En caleçon à la barre
Autre spectacle insoutenable. Quatre détenus se sont présentés quasiment nus devant les juges. Ils étaient simplement vêtus d’un caleçon. Ils ont expliqué que leurs effets vestimentaires ont été volés et ils n’avaient dès lors plus rien à se mettre sur le dos. Des plus chanceux arboraient des tenues de sport toutes neuves qui leurs auraient été offertes par la police après que leurs vêtements aient été déchirés par leurs tortionnaires. Un prisonnier de la «crise anglophone» a expliqué que son traumatisme n’est pas prêt de s’arrêter parce que placé en détention pour des raisons politiques, il se retrouve à cohabiter avec des grands bandits qui ont reçu ordre de les passer à tabac et même de les tuer en cas d’éventuelles réclamations post émeutes parce qu’ils sont coutumiers de revendications.

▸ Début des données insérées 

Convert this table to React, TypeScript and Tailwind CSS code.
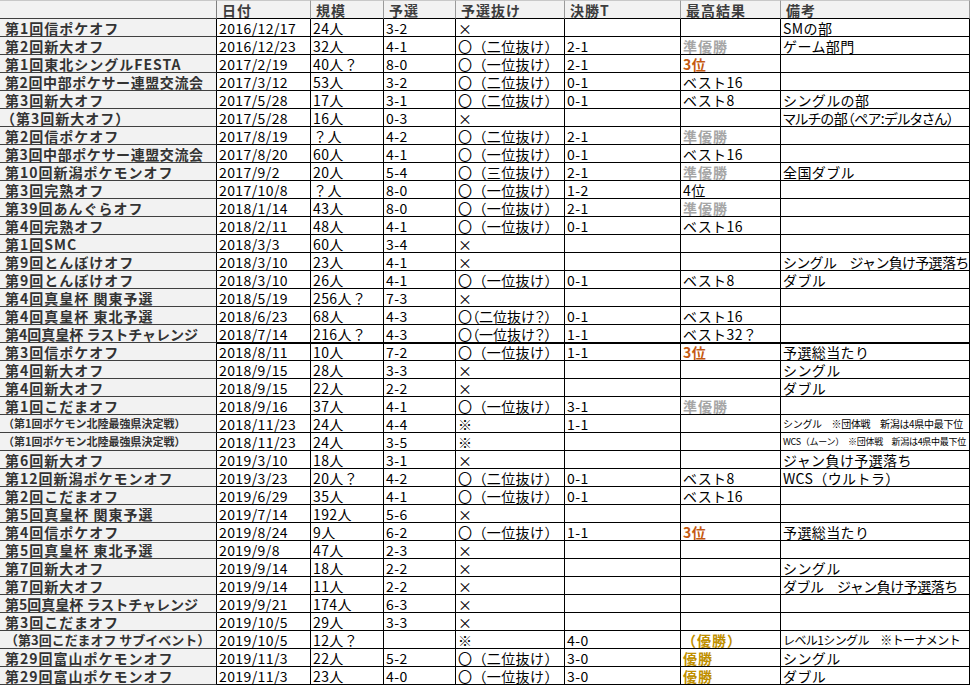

Il en a perdu le sommeil. Un autre détenu a crié son innocence en racontant qu’il a été dénoncé par quelqu’un qui ne le porte pas dans son coeur alors qu’il ne faisait pas partie des «émeutiers» du 22 juillet dernier. Il se battait plutôt pour empêcher les autres de commettre des gaffes. Le portail des camerounais de Belgique. A l’appel du détenu Essomba Melingui, ses camarades de détention vont crier en chœur, «il est mort». Information non confirmée par les autres sources contactées par le journal. Les détenus ont aussi raconté que leur séjour dans les différentes unités de la police et de la gendarmerie 14 jours durant a été aussi pénible pour leurs proches. Beaucoup d’entre eux ont été totalement déconnectés du circuit des visites familiales. Ceux dont les familles étaient disposées à venir nourrir au quotidien n’ont pas pu l’être, les repas ayant été repoussés par leurs geôliers de circonstance alors qu’ils étaient affamés. C’était le cas pour M. Mamadou Mota, vice-président du MRC. Il a d’ailleurs fait au juge Ndema Elongue le 13 aout dernier, le récit de ses déboires. Il martèle qu’il fait l’objet d’in acharnement politique.
Enfin, certains détenus n’ont pour la plupart eu accès à aucun avocat au cours de la phase de l’enquête. Pour toutes ces raisons, deux collectifs d’avocats constitués pour la défense des mis en cause ont estimé qu’un report à un mois de la suite du jugement de leurs clients serait raisonnable. Pour les hommes en robe, leurs conditions physiques et psychologiques lamentables ne permettent pas qu’ils puissent faire face de manière sereine à la procédure qui vient d’être mise en mouvement à leur encontre. Il serait donc judicieux de les laisser subir divers soins avant leur prochaine comparution. D’autres avocats ont déclaré que certains des mis en cause ont le statut de réfugiés et qu’il faut du temps pour obtenir leurs différents documents à soumettre aux juges. Ce discours n’a pas prospéré. Comme un seul homme, quatre des cinq juges ont décidé de poursuivre le jugement les 19, 20 et 21 août prochains. Le juge Ngoba Joseph a été recusé par les avocats qui l’estiment partial.